One thing is certain about the new automated system used by Waterloo’s parking enforcement officers: It makes them more efficient.

This spring, the city introduced a new system allowing officers to scan licence plates from their enforcement vehicles.

Enforcement officers had previously used the so-called “chalk and walk” method, which involves marking parked vehicles with chalk and is still in use in most municipalities in Ontario.

Now, they’re using a computerized system that uses cameras to log the identifying information and GPS co-ordinates of parked vehicles.

“(With ‘chalk and walk’) it might take me 10 minutes to do a street that’s got 40 to 50 cars on it,” says Johnny Bell, a city parking enforcement officer.

“With this system … it might take a minute to do the same job.”
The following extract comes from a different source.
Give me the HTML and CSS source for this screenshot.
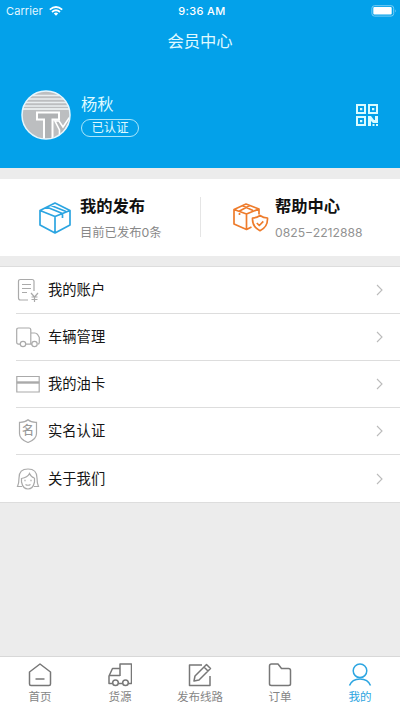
FILE: index.html
```html
<!DOCTYPE html>
<html lang="zh-CN">
<head>
<meta charset="utf-8">
<title>会员中心</title>
<link rel="stylesheet" href="styles.css">
</head>
<body>
<header class="header">
  <div class="status">
    <div class="carrier"><span>Carrier</span>
      <svg width="14" height="10" viewBox="0 0 14 10" fill="none" stroke="#fff" stroke-width="1.8"><path d="M.8 3.6Q7-1.6 13.2 3.6M3 6Q7 2.6 11 6"/><path d="M4.8 7.4Q7 5.8 9.2 7.4L7 9.8Z" fill="#fff" stroke="none"/></svg>
    </div>
    <b class="time">9:36 AM</b>
    <svg class="battery" width="26" height="12" viewBox="0 0 26 12"><rect x=".9" y=".7" width="21.8" height="10.4" rx="2.6" fill="none" stroke="#79cdf5"/><rect x="2.3" y="2.1" width="18.4" height="7.5" rx="1" fill="#fff"/><path d="M24 4.2q1.6 1.7 0 3.4z" fill="#79cdf5"/></svg>
  </div>
  <h1 class="title">会员中心</h1>
  <div class="profile">
    <svg class="avatar" width="50" height="50" viewBox="0 0 50 50">
      <defs><clipPath id="disc"><circle cx="25" cy="25" r="24"/></clipPath></defs>
      <g clip-path="url(#disc)">
        <rect width="50" height="50" fill="#bcbec0"/>
        <path d="M0 5.5h50M0 9h50M0 12.500h50M0 16h50" stroke="#e9eef0" stroke-width="1.3"/>
        <path d="M0 19h50" stroke="#f4f8fa" stroke-width="1.600"/>
        <path d="M16 22.500H38v7h-6.500v21H23v-21h-7z" fill="#b0b2b4" stroke="#fff" stroke-width="2"/>
        <path d="M34 31h4l4 6 6-9h3l-7.500 13v9h-5V40z" fill="#b4b6b8" stroke="#fff" stroke-width="1.6"/>
      </g>
      <circle cx="25" cy="25" r="24" fill="none" stroke="#e6f6fd" stroke-width="1.500"/>
    </svg>
    <div class="identity"><div class="name">杨秋</div><div class="badge">已认证</div></div>
    <svg class="qr" width="22" height="22" viewBox="0 0 22 22" fill="#d9fbff"><path fill-rule="evenodd" d="M0 0h10v10H0zM2 2v6h6V2zM12 0h10v10H12zM14 2v6h6V2zM0 12h10v10H0zM2 14v6h6v-6z"/><path d="M4 4h2.3v2.3H4zM16 4h2.3v2.3H16zM4 16h2.3v2.3H4zM12 12h3l3 4h1v-4h3v7h-5l-2-2v5h-3zM16.500 20h2v2h-2zM20 20h2v2h-2z"/></svg>
  </div>
</header>
<section class="cards">
  <div class="card">
    <svg width="32" height="32" viewBox="0 0 32 32" fill="none" stroke="#2ca5e1" stroke-width="1.7" stroke-linejoin="round"><path d="M16 1 31 8.500v14.500L16 31 1 23V8.500zM1 8.500l15 6 15-6M16 14.500V31M7.500 5 23.500 11.500v4.500M11.500 3.200 27 9.500"/></svg>
    <div><h2>我的发布</h2><p>目前已发布0条</p></div>
  </div>
  <div class="card help">
    <svg width="36" height="29" viewBox="0 0 36 29" fill="none" stroke="#ee7c2c" stroke-width="1.7" stroke-linejoin="round"><path d="M18.500 24 13.500 26.500 1 21V6.500L13 1l13 5v5.500M1 6.500l12.500 4.500L26 6M13.500 11v15.500M17 2.500 6.500 8v4M9.500 2.800 20 7.500"/><path d="M27 12.500q3.500 2.500 7.500 2.500.5 9-7.500 12.700Q19 24 19.500 15q4 0 7.500-2.500zM23.800 20l2.500 2.500 4-4.200"/></svg>
    <div><h2>帮助中心</h2><p class="phone">0825−2212888</p></div>
  </div>
</section>
<nav class="list">
  <a class="row">
    <svg class="icon" viewBox="0 0 24 24"><path d="M12 22H4.500q-2 0-2-2V3.500q0-2 2-2H16q2 0 2 2V13M6 6.500h9M6 10.500h9M6 14.500h5M15 15l3.500 4 3.500-4M18.500 19v5M15.500 19h6M15.500 21.500h6"/></svg>
    <span>我的账户</span><svg class="arrow" viewBox="0 0 7 12"><path d="m1 1 5 5-5 5"/></svg></a>
  <a class="row">
    <svg class="icon" viewBox="0 0 24 24"><path d="M4 19.200H2.500q-1.800 0-1.800-2V5q0-2 1.800-2H13q1.800 0 1.800 2v14.200H9.500M14.800 8h4q1.500 0 2.800 1.500l1.700 3v5q0 1.700-1.500 1.700M14.800 19.200H16"/><circle cx="7" cy="19" r="2.700"/><circle cx="18.500" cy="19" r="2.700"/></svg>
    <span>车辆管理</span><svg class="arrow" viewBox="0 0 7 12"><path d="m1 1 5 5-5 5"/></svg></a>
  <a class="row">
    <svg class="icon" viewBox="0 0 24 24"><path d="M.8 4.500h22.400v15.500H.8z"/><path d="M.8 10.500h22.400" stroke-width="2.400"/></svg>
    <span>我的油卡</span><svg class="arrow" viewBox="0 0 7 12"><path d="m1 1 5 5-5 5"/></svg></a>
  <a class="row">
    <svg class="icon" viewBox="0 0 24 24"><path d="M12 .8q3 2.700 8.500 2.500v11.200q0 6-8.500 9-8.500-3-8.500-9V3.300q5.500 .2 8.500-2.500z"/><text x="12" y="16">名</text></svg>
    <span>实名认证</span><svg class="arrow" viewBox="0 0 7 12"><path d="m1 1 5 5-5 5"/></svg></a>
  <a class="row">
    <svg class="icon" viewBox="0 0 24 24"><path d="M6 19.500H1.500Q3 16 3 11 3 2 12 2t9 9q0 5 1.500 8.500H18"/><path d="M5.500 11v4q1.500 7 6.500 7t6.500-7v-4M5.500 11.500q6-1 8-5 1.500 3.500 5 4.500M9 12.800v1.500M15 12.800v1.500M9.500 17.500q2.500 1.500 5 0"/></svg>
    <span>关于我们</span><svg class="arrow" viewBox="0 0 7 12"><path d="m1 1 5 5-5 5"/></svg></a>
</nav>
<footer class="tabs">
  <a class="tab"><svg viewBox="0 0 24 24"><path d="M1.500 9 12 1l10.500 8v12q0 1.500-1.500 1.500H3q-1.500 0-1.500-1.500zM7.500 16h9"/></svg><span>首页</span></a>
  <a class="tab"><svg viewBox="0 0 24 24"><path d="M4.500 20.500H1V13l3.500-7.500H12M1 12.500h11M12 13V1h11.500v19.500h-3.200M10.500 20.500h4"/><circle cx="7.500" cy="19.800" r="2.800"/><circle cx="17.500" cy="19.800" r="2.800"/></svg><span>货源</span></a>
  <a class="tab"><svg viewBox="0 0 24 24"><path d="M14 2H1.500v20.500H22V13M6 18l1-5L18.500 1.500l4 4-11.500 11.500zM16 4l4 4"/></svg><span>发布线路</span></a>
  <a class="tab"><svg viewBox="0 0 24 24"><path d="M1.500 3q0-2 2-2h6.500l3.500 4.500h7q2 0 2 2v13.500q0 1.500-2 1.500h-17q-2 0-2-1.500z"/></svg><span>订单</span></a>
  <a class="tab active"><svg viewBox="0 0 24 24"><circle cx="12" cy="7.800" r="6.800"/><path d="M1.500 22.500Q4 16 12 16t10.500 6.500"/></svg><span>我的</span></a>
</footer>
</body>
</html>
```
FILE: styles.css
```css
* { box-sizing: border-box; }
body {
  margin: 0;
  height: 710px;
  display: flex;
  flex-direction: column;
  background: #ececec;
  font-family: "Inter", "Noto Sans CJK SC", sans-serif;
  overflow: hidden;
}
h1, h2, p { margin: 0; font-weight: 400; }
svg { display: block; flex: none; }
.header { height: 168px; background: #03a1ea; color: #fff; }
.status {
  height: 21px;
  padding: 0 3px 0 6px;
  display: grid;
  grid-template-columns: 1fr auto 1fr;
  align-items: center;
  font-size: 11px;
}
.carrier { display: flex; align-items: center; gap: 6px; color: #e4f7ff; letter-spacing: .1px; }
.time { font-weight: 500; letter-spacing: .35px; position: relative; left: 1px; padding-right: 1px; }
.battery { justify-self: end; }
.title { height: 40px; line-height: 40px; text-align: center; font-size: 16.3px; color: #e0faff; }
.profile { display: flex; align-items: center; height: 60px; margin-top: 24px; padding: 0 22px 0 21px; }
.identity { margin: -1px 0 0 10px; flex: 1; color: #dffaff; }
.name { font-size: 16.3px; line-height: 22px; margin-bottom: 4px; }
.badge { width: 58px; height: 18px; border: 1px solid #a9e6fb; border-radius: 9px; font-size: 12.3px; line-height: 15px; text-align: center; }
.cards { height: 77px; margin: 11px 0 10px; display: flex; background: #fff; }
.card { width: 200px; display: flex; padding: 15px 0 0 39px; gap: 9px; }
.card > svg { margin-top: 8px; }
.card h2 { font-size: 16.3px; line-height: 24px; font-weight: 700; color: #111; white-space: nowrap; }
.card p { margin-top: 4px; font-size: 12.3px; line-height: 21px; color: #888; white-space: nowrap; }
.card .phone { font-size: 12.2px; color: #929292; }
.help { padding-left: 33px; gap: 6px; background: linear-gradient(#e5e5e5, #e5e5e5) 0 18px / 1px 40px no-repeat; }
.help > svg { margin-top: 9px; }
.list { height: 237px; background: #fff; border-top: 1px solid #ddd; border-bottom: 1px solid #ddd; display: grid; grid-template-rows: repeat(5, 1fr); padding-left: 16px; }
.row { display: flex; align-items: center; padding-right: 17px; color: #151515; font-size: 14.3px; border-bottom: 1px solid #ddd; }
.row:last-child { border: 0; }
.row span { flex: 1; margin-left: 8px; padding-bottom: 3px; }
.icon { width: 24px; height: 24px; fill: none; stroke: #aaa; stroke-width: 1.2; }
.icon text { font-size: 12px; font-weight: 500; fill: #999; stroke: none; text-anchor: middle; }
.arrow { width: 7px; height: 12px; fill: none; stroke: #bbb; stroke-width: 1.1; }
.tabs { height: 54px; margin-top: auto; background: #fff; border-top: 1px solid #d8d8d8; display: grid; grid-template-columns: repeat(5, 1fr); }
.tab { display: flex; flex-direction: column; align-items: center; padding-top: 6px; color: #858585; font-size: 11.5px; line-height: 16px; }
.tab svg { width: 24px; height: 24px; fill: none; stroke: #777; stroke-width: 1.5; stroke-linejoin: round; margin-bottom: 2px; }
.active { color: #2ca5e1; }
.active svg { stroke: #2ca5e1; }
```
That time savings allows Bell and his colleagues to move more quickly between streets and neighbourhoods, allowing them to blanket more of the city than they were able to before.

Shayne Turner, the city’s director of municipal enforcement services, says 1,600 parking tickets have been issued since the automated system was put in place.

“It’s too early to tell whether or not there’s an increase or decrease in the total number of tickets,” he says.

In addition to making officers more efficient, Turner says, the new system makes their data collection more accurate.

While officers are spending less time out of their vehicles, where they might get flagged down by passersby with questions about the city, Bell says that seems to be offset by people walking up to the city’s new, distinctive enforcement vehicles.

“There’s still plenty of interaction,” he says.

The city currently has one SUV equipped with the technology. It came at a cost of $60,000.